Une étude statistique complète du recrutement des professeurs des écoles se trouve sur https://journals.openedition.org/ree/4459#tocto2n4 on y voit en particulier que le niveau des candidats au recrutement est plus faible qu’attendu surtout en mathématiques (les candidats ayant suivi une filière S ont davantage de chances d’être recrutés… mais ils sont nettement moins nombreux !)
Comment un professeur des écoles qui a suivi une filière sans enseignement de mathématiques ni de physique à partir de la seconde peut-il éveiller ses élèves à ces disciplines ? Si lui même ne prend pas de plaisir à ces matières, ou les ignore, il ne peut pas susciter l’intérêt.
Pour enseigner les mathématiques il faut les aimer – au moins ne pas les détester – et avoir le temps d’alterner les passages théoriques et pratiques avec des exemples. L’enseignement de la notion de suite numérique est un cas typique : si on ne voit que la théorie la plupart des élèves sont perdus par la technicité, si on alterne théorie et pratique, si on multiplie les exemples on les accroche de plus en plus… mais il faut pour cela que l’enseignant ait une culture étendue, qu’il ait lu des revues des articles pour connaître les domaines d’application qui pourraient illustrer la théorie et captiver les élèves ; cela nécessite une formation continue sérieuse ! Comment peut-on imaginer qu’un enseignant de mathématiques fasse toute sa carrière avec uniquement sa formation initiale quand les découvertes avancent à pas de géant ?
Que faire ?
D’abord augmenter les horaires de la discipline pour avoir le temps de comprendre et d’expérimenter.
Hélas pour augmenter les horaires il faut des enseignants et pour recruter des enseignants il faut les former et les payer… les former c’est long, les payer c’est cher !
Il y a 50 ans, il y avait, dans la fac d’Orsay, 3 amphis de 200 étudiants en première année MP (math-physique. Aujourd’hui il y a moins de 200 étudiants en première année en totalisant les licences de l’école universitaire (75 places) et celle des « double-diplômes » de math-physique (50 places), de math-informatique (50 places) et de math- et applications (25 places) : et sur 200 étudiants une part n’arrivera pas au bout et ceux qui arriveront au bout ne deviendront pas tous enseignants parce qu’il pourront trouver d’autres emplois bien mieux rétribués. En maintenant la politique actuelle de financement, le recrutement d’enseignants en nombre n’est pas pour demain !
Ensuite organiser pour les élèves (dès le collège) des conférences informatives et ludiques sur des notions en dehors des domaines testés : la discipline peut être rendue attrayante si on ne vise pas tout de suite le contrôle des connaissances.
Les sujets sont nombreux qui sont susceptibles d’être exposés et de provoquer l’intérêt.
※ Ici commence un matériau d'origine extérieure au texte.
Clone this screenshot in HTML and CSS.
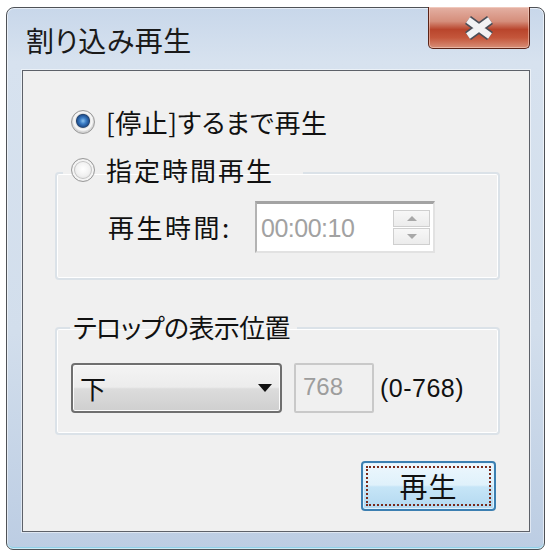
FILE: index.html
```html
<!DOCTYPE html>
<html lang="ja">
<head>
<meta charset="utf-8">
<title>割り込み再生</title>
<link rel="stylesheet" href="styles.css">
</head>
<body>
<div class="window">
  <div class="titlebar">
    <span class="title">割り込み再生</span>
    <div class="close">
      <svg width="32" height="24" viewBox="0 0 32 24">
        <path d="M5 4 L27 20 M27 4 L5 20" stroke="#4a4e58" stroke-width="10" stroke-linecap="butt"/>
        <path d="M5 4 L27 20 M27 4 L5 20" stroke="#f2f2f4" stroke-width="6.5" stroke-linecap="butt"/>
      </svg>
    </div>
  </div>
  <div class="client">
    <div class="radio-row">
      <span class="radio checked"></span>
      <span class="rtext">[停止]するまで再生</span>
    </div>
    <fieldset class="group g1">
      <legend class="legend1"><span class="radio"></span><span class="rtext wide">指定時間再生</span></legend>
      <div class="row row1">
        <span class="lbl">再生時間:</span>
        <div class="spin">
          <span class="spin-val">00:00:10</span>
          <div class="spin-btns">
            <span class="sbtn"><svg width="10" height="5" viewBox="0 0 10 5"><path d="M0 5 L5 0 L10 5 Z" fill="#a8a8a8"/></svg></span>
            <span class="sbtn"><svg width="10" height="5" viewBox="0 0 10 5"><path d="M0 0 L5 5 L10 0 Z" fill="#a8a8a8"/></svg></span>
          </div>
        </div>
      </div>
    </fieldset>
    <fieldset class="group g2">
      <legend class="legend2">テロップの表示位置</legend>
      <div class="row row2">
        <div class="combo">
          <span class="combo-val">下</span>
          <svg width="14" height="8" viewBox="0 0 14 8"><path d="M0 0 L14 0 L7 8 Z" fill="#111"/></svg>
        </div>
        <div class="edit">768</div>
        <span class="range">(0-768)</span>
      </div>
    </fieldset>
    <div class="footer">
      <div class="play"><span class="focus">再生</span></div>
    </div>
  </div>
</div>
</body>
</html>
```
FILE: styles.css
```css
html, body {
  margin: 0;
  padding: 0;
  background: #ffffff;
}
body {
  font-family: "Noto Sans CJK JP", "Noto Sans", sans-serif;
  font-feature-settings: "palt";
  color: #111;
}
.window {
  box-sizing: border-box;
  margin: 7px 0 0 6px;
  width: 539px;
  height: 543px;
  border: 1px solid #4f5257;
  border-radius: 8px 8px 7px 7px;
  background: linear-gradient(to bottom, #c8d7ea 0, #d7e2ef 10%, #d2deec 60%, #bccde3 100%);
  box-shadow: inset 0 0 0 1px rgba(255,255,255,0.55), inset 0 -2px 0 #8fd0e8;
  padding: 0 14px 17px 15px;
  display: flex;
  flex-direction: column;
}
.titlebar {
  height: 62px;
  display: flex;
  align-items: flex-start;
}
.title {
  font-size: 28px;
  line-height: 30px;
  margin: 17px 0 0 4px;
  color: #1a1a1a;
  letter-spacing: 0.5px;
}
.close {
  margin: -1px 0 0 auto;
  width: 102px;
  height: 42px;
  box-sizing: border-box;
  border: 1px solid #5b2418;
  border-top: none;
  border-radius: 0 0 5px 5px;
  background: linear-gradient(to bottom, #e4b1a4 0, #d58e7b 35%, #b9452c 55%, #c4563b 75%, #d88f78 100%);
  box-shadow: inset 0 0 0 1px rgba(255,230,220,0.45);
  display: flex;
  align-items: center;
  justify-content: center;
}
.client {
  flex: 1;
  background: #f0f0f0;
  border: 1px solid #5d6169;
  box-shadow: 0 0 0 1px rgba(255,255,255,0.5);
  display: flex;
  flex-direction: column;
  padding: 37px 0 20px 0;
}
.radio-row {
  height: 28px;
  display: flex;
  align-items: center;
  padding-left: 48px;
}
.radio {
  box-sizing: border-box;
  width: 24px;
  height: 24px;
  border-radius: 50%;
  border: 1px solid #9a9a9a;
  background: radial-gradient(circle at 50% 45%, #ffffff 0, #f2f2f2 40%, #dcdcdc 75%, #e9e9e9 100%);
  box-shadow: inset 0 0 0 2px #f4f4f4, inset 0 0 0 3px #c4c4c4;
  flex: none;
}
.radio.checked {
  background: radial-gradient(circle at 50% 45%, #8cc4f0 0, #3d7fc7 3px, #1f4f8f 6px, #27466e 6.5px, #e6e6e6 7.5px, #fafafa 9px, #d4d4d4 11px);
  box-shadow: none;
}
.rtext {
  font-size: 26px;
  line-height: 28px;
  margin-left: 11px;
  letter-spacing: 0.5px;
}
.rtext.wide {
  letter-spacing: 2px;
}
.group {
  margin: 0 29px 0 32px;
  border: 2px solid #dbe2e8;
  border-radius: 4px;
  box-shadow: inset 0 0 0 1px #ffffff;
  padding: 0;
  min-width: 0;
}
.g1 {
  margin-top: 20px;
  padding: 11px 0 25px 0;
}
.g2 {
  margin-top: 33px;
  padding: 20px 0 20px 0;
}
.legend1 {
  margin-left: 6px;
  padding: 0 29px 6px 8px;
  display: flex;
  align-items: center;
  height: 28px;
}
.legend2 {
  margin-left: 13px;
  padding: 0 7px 2px 3px;
  font-size: 26px;
  line-height: 28px;
  letter-spacing: -0.6px;
}
.row {
  display: flex;
  align-items: center;
}
.row1 {
  margin-left: 51px;
}
.lbl {
  font-size: 26px;
  line-height: 28px;
  width: 147px;
  letter-spacing: 2.5px;
}
.spin {
  box-sizing: border-box;
  width: 180px;
  height: 52px;
  background: #ffffff;
  border-top: 3px solid #a3a3a3;
  border-left: 2px solid #b3b3b3;
  border-right: 2px solid #e2e2e2;
  border-bottom: 2px solid #e2e2e2;
  display: flex;
  align-items: center;
  padding: 0 3px 0 4px;
}
.spin-val {
  flex: 1;
  font-family: "Liberation Sans", sans-serif;
  font-size: 25px;
  line-height: 28px;
  color: #a2a2a2;
  letter-spacing: -0.5px;
}
.spin-btns {
  display: flex;
  flex-direction: column;
  gap: 1px;
}
.sbtn {
  box-sizing: border-box;
  width: 37px;
  height: 17px;
  border: 1px solid #cfcfcf;
  background: linear-gradient(to bottom, #f7f7f7, #ececec);
  display: flex;
  align-items: center;
  justify-content: center;
}
.row2 {
  margin-left: 14px;
  gap: 12px;
}
.combo {
  box-sizing: border-box;
  width: 211px;
  height: 50px;
  border: 2px solid #6f6f6f;
  border-radius: 4px;
  background: linear-gradient(to bottom, #f4f4f4 0, #ececec 48%, #dcdcdc 52%, #cfcfcf 100%);
  box-shadow: inset 0 0 0 1px #fbfbfb;
  display: flex;
  align-items: center;
  justify-content: space-between;
  padding: 0 8px 0 7px;
}
.combo-val {
  font-size: 26px;
  line-height: 28px;
}
.edit {
  box-sizing: border-box;
  width: 80px;
  height: 50px;
  border: 2px solid #c9c9c9;
  border-radius: 2px;
  background: #f0f0f0;
  color: #9d9d9d;
  font-family: "Liberation Sans", sans-serif;
  font-size: 24px;
  line-height: 28px;
  padding: 8px 0 0 7px;
}
.range {
  margin-left: -6px;
  font-family: "Liberation Sans", sans-serif;
  font-size: 25px;
  line-height: 28px;
  letter-spacing: 0.5px;
}
.footer {
  margin-top: 26px;
  display: flex;
  justify-content: flex-end;
  padding-right: 33px;
}
.play {
  box-sizing: border-box;
  width: 135px;
  height: 50px;
  border: 2px solid #3c7fb1;
  border-radius: 4px;
  background: linear-gradient(to bottom, #edf7fd 0, #dff1fb 48%, #c6e5f7 52%, #b3d9f0 100%);
  box-shadow: inset 0 0 0 1px #dff3ff;
  padding: 3px;
  display: flex;
}
.focus {
  flex: 1;
  border: 2px dotted #7a2a1a;
  display: flex;
  align-items: center;
  justify-content: center;
  font-size: 28px;
  line-height: 30px;
  letter-spacing: 1px;
}
```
Plusieurs sites sur l’internet (via YouTube hélas !) proposent ce genre de conférences mais sans un suivi, sans une reprise en classe elles n’ont pas l’efficacité qu’elles pourraient avoir. Il faudrait qu’elles soient organisées dans le cadre scolaire mais là encore il faut des intervenants formés à la pédagogie (car la pédagogie ça s’apprend).
En résumé on sait ce qu’il faut faire… il faut s’en donner les moyens ! Sans un effort important et de longue haleine pour former et payer les enseignants, les mathématiques resteront une discipline désertée et la réindustrialisation de notre pays est illusoire. Espérons qu’un changement politique radical fasse qu’on n’en soit plus là dans 20 ans.